Nonlinear closures for scale separation in supersonic magnetohydrodynamic turbulence

TL;DR

This paper introduces and validates nonlinear subgrid-scale closures for compressible MHD turbulence, demonstrating their superior correlation and consistency over traditional models across various plasma parameters.

Contribution

The authors develop and validate a set of nonlinear SGS closures for compressible MHD turbulence, showing improved performance over traditional models in diverse conditions.

Findings

New closures show high correlation with simulation data.

Traditional closures exhibit significant parameter-dependent variability.

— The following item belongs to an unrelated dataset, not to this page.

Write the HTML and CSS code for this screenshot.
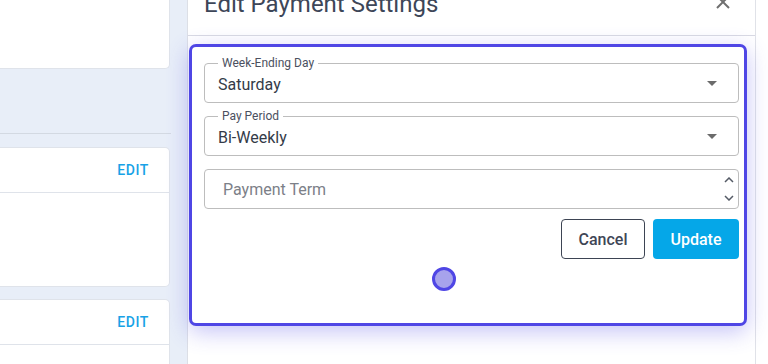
FILE: index.html
```html
<!DOCTYPE html>
<html>
<head>
    <link rel="stylesheet" href="styles.css">
</head>
<body>
    <div class="page">
        <div class="side">
            <div class="card card-top"></div>
            <div class="section-gap"></div>
            <div class="card card-main">
                <div class="card-header">
                    <span class="edit-link">EDIT</span>
                </div>
            </div>
            <div class="card card-main">
                <div class="card-header">
                    <span class="edit-link">EDIT</span>
                </div>
            </div>
        </div>

        <div class="drawer">
            <div class="drawer-header">
                <h2 class="drawer-title">Edit Payment Settings</h2>
                <svg class="close-icon" width="14" height="14" viewBox="0 0 14 14">
                    <path d="M1 1 L13 13 M13 1 L1 13" stroke="#6f6f6f" stroke-width="2" fill="none"/>
                </svg>
            </div>
            <div class="drawer-body">
                <form class="settings-form" id="paymentForm">
                    <div class="field">
                        <span class="field-label">Week-Ending Day</span>
                        <span class="field-value">Saturday</span>
                        <span class="caret"></span>
                    </div>
                    <div class="field">
                        <span class="field-label">Pay Period</span>
                        <span class="field-value">Bi-Weekly</span>
                        <span class="caret"></span>
                    </div>
                    <div class="field field-number">
                        <span class="field-placeholder">Payment Term</span>
                        <span class="spinner">
                            <svg width="10" height="6" viewBox="0 0 10 6">
                                <path d="M1 5 L5 1 L9 5" stroke="#555b66" stroke-width="1.5" fill="none"/>
                            </svg>
                            <svg width="10" height="6" viewBox="0 0 10 6">
                                <path d="M1 1 L5 5 L9 1" stroke="#555b66" stroke-width="1.5" fill="none"/>
                            </svg>
                        </span>
                    </div>
                    <div class="form-actions">
                        <button type="button" class="btn btn-cancel">Cancel</button>
                        <button type="submit" class="btn btn-update">Update</button>
                    </div>
                    <div class="loader-row">
                        <span class="loader-dot"></span>
                    </div>
                </form>
            </div>
        </div>
        <div class="edge"></div>
    </div>
</body>
</html>
```

FILE: styles.css
```css
body {
    margin: 0;
    font-family: Roboto, "Liberation Sans", Arial, sans-serif;
    background: #ffffff;
}
.page {
    display: flex;
    height: 364px;
    overflow: hidden;
}
.side {
    width: 171px;
    padding-right: 16px;
    background: #e8eef8;
    flex-shrink: 0;
}
.card {
    width: 170px;
    background: #ffffff;
    border: 1px solid #dfe3ea;
    border-left: none;
    border-radius: 0 5px 5px 0;
    box-sizing: border-box;
}
.card-top {
    height: 69px;
    border-top: none;
    border-radius: 0 0 5px 0;
}
.section-gap {
    height: 64px;
    border-bottom: 1px solid #d3d9e2;
    margin-bottom: 13px;
    width: 171px;
}
.card-main {
    height: 140px;
    margin-bottom: 12px;
}
.card-header {
    height: 44px;
    border-bottom: 1px solid #dfe3ea;
    display: flex;
    align-items: center;
    justify-content: flex-end;
    padding-right: 20px;
}
.edit-link {
    font-size: 14px;
    font-weight: 500;
    color: #18a2e6;
    letter-spacing: 0.6px;
}
.drawer {
    width: 569px;
    flex-shrink: 0;
    background: #ffffff;
    border-left: 1px solid #dcdfe6;
    border-right: 1px solid #e0e2e8;
    box-sizing: border-box;
}
.edge {
    flex: 1;
    background: #ffffff;
}
.drawer-header {
    height: 35px;
    border-bottom: 1px solid #d9dae3;
    display: flex;
    justify-content: space-between;
    align-items: flex-start;
    padding: 0 25px 0 16px;
}
.drawer-title {
    margin: -8px 0 0 0;
    font-size: 24px;
    line-height: 24px;
    font-weight: 400;
    color: #3d4658;
}
.close-icon {
    margin-top: -5px;
}
.drawer-body {
    padding: 8px 0 0 1px;
}
.settings-form {
    position: relative;
    width: 558px;
    box-sizing: border-box;
    border: 3px solid #4f46e5;
    border-radius: 7px;
    padding: 16px 5px 32px 12px;
    box-shadow: 0 6px 22px rgba(79, 70, 229, 0.32);
    background: #ffffff;
}
.field {
    position: relative;
    height: 40px;
    box-sizing: border-box;
    border: 1px solid #bdbdbd;
    border-radius: 4px;
    display: flex;
    align-items: center;
    padding: 0 13px;
    margin-bottom: 13px;
}
.field-label {
    position: absolute;
    left: 13px;
    top: -8px;
    padding: 0 4px;
    background: #ffffff;
    font-size: 12px;
    line-height: 14px;
    color: #4b5060;
}
.field-value {
    flex: 1;
    font-size: 16px;
    color: #343b48;
    margin-top: 2px;
}
.caret {
    width: 0;
    height: 0;
    border-left: 5px solid transparent;
    border-right: 5px solid transparent;
    border-top: 5px solid #6b6b6b;
    margin-right: 8px;
}
.field-number {
    margin-bottom: 10px;
    padding-left: 18px;
    padding-right: 4px;
}
.field-placeholder {
    flex: 1;
    font-size: 16px;
    color: #7c8088;
}
.spinner {
    display: flex;
    flex-direction: column;
    justify-content: space-between;
    height: 24px;
}
.spinner svg {
    display: block;
}
.form-actions {
    display: flex;
    justify-content: flex-end;
    gap: 8px;
}
.btn {
    height: 40px;
    border-radius: 4px;
    font-family: Roboto, "Liberation Sans", Arial, sans-serif;
    font-size: 16px;
    font-weight: 500;
    cursor: pointer;
}
.btn-cancel {
    width: 84px;
    background: #ffffff;
    border: 1px solid #3d4453;
    color: #3f4656;
}
.btn-update {
    width: 86px;
    background: #05a7e8;
    border: none;
    color: #ffffff;
}
.loader-row {
    margin-top: 8px;
    padding-left: 228px;
    height: 24px;
}
.loader-dot {
    display: block;
    width: 24px;
    height: 24px;
    box-sizing: border-box;
    border-radius: 50%;
    border: 3px solid #4f46e5;
    background: #a7a3ec;
}
```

Bi-directional energy cascade and magnetic pressure are well captured.

Abstract

Turbulence in compressible plasma plays a key role in many areas of astrophysics and engineering. The extreme plasma parameters in these environments, e.g. high Reynolds numbers, supersonic and super-Alfvenic flows, however, make direct numerical simulations computationally intractable even for the simplest treatment -- magnetohydrodynamics (MHD). To overcome this problem one can use subgrid-scale (SGS) closures -- models for the influence of unresolved, subgrid-scales on the resolved ones. In this work we propose and validate a set of constant coefficient closures for the resolved, compressible, ideal MHD equations. The subgrid-scale energies are modeled by Smagorinsky-like equilibrium closures. The turbulent stresses and the electromotive force (EMF) are described by expressions that are nonlinear in terms of large scale velocity and magnetic field gradients. To verify the closures we conduct a priori tests over 137 simulation snapshots from two different codes with varying ratios of thermal to magnetic pressure ($\beta_\mathrm{p} = 0.25, 1, 2.5, 5, 25$) and sonic Mach numbers ($M_s = 2, 2.5, 4$). Furthermore, we make a comparison to traditional, phenomenological eddy-viscosity and $\alpha-\beta-\gamma$ closures. We find only mediocre performance of the kinetic eddy-viscosity and $\alpha-\beta-\gamma$ closures, and that the magnetic eddy-viscosity closure is poorly correlated with the simulation data. Moreover, three of five coefficients of the traditional closures exhibit a significant spread in values. In contrast, our new closures demonstrate consistently high correlation and constant coefficient values over time and and over the wide range of parameters tested. Important aspects in compressible MHD turbulence such as the bi-directional energy cascade, turbulent magnetic pressure and proper alignment of the EMF are well described by our new closures.